Stereoelectronic and dynamical effects dictate nitrogen inversion during valence isomerism in benzene imine.

Benzene imine (1) ⇌ 1 H -azepine (2) isomerization occurs through sequential valence and endo - exo isomerism. Quantum chemical and quasiclassical trajectory (QCT) simulations reveal the coupled reaction pathway - ring-expansion followed by N-inversion to the most stable isomer, exo -1 H -azepine (Exo-2). Direct-dynamics produce a mixture of endo - and exo -1 H -azepine stereoisomers and govern the endo -1 H -azepine (Endo-2) ⇌ exo -1 H -azepine (Exo-2) ratio. Exo-2 is computationally identified as the most stable product while Endo-2 is fleetingly stable with a survival time ( S T ) ∼50 fs. N -Methyl substitution exclusively results in an exo -1-methyl-1 H -azepine isomer. F-substitution at the N-site increases the barrier for N-inversion and alters the preference by stabilizing Endo-2. Interestingly, the exo -1-fluoro-1 H -azepine (minor product) is formed through bifurcation via non-statistical dynamics.
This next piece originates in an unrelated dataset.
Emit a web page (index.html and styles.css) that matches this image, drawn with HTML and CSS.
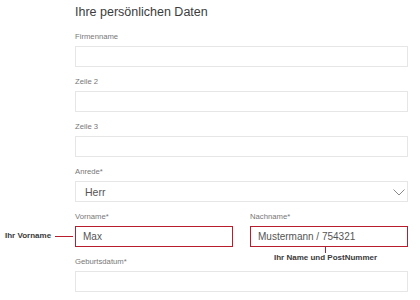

A highly concaved Arrhenius plot for 1a → 2a highlights the influence of heavy-atom tunneling on valence isomerism, particularly at low temperatures. Heavy-atom tunneling also results in a normal N-H(D) secondary KIE above 100 K even though the increase in hybridization from sp 2 to sp 3 at nitrogen should cause an inverse KIE classically.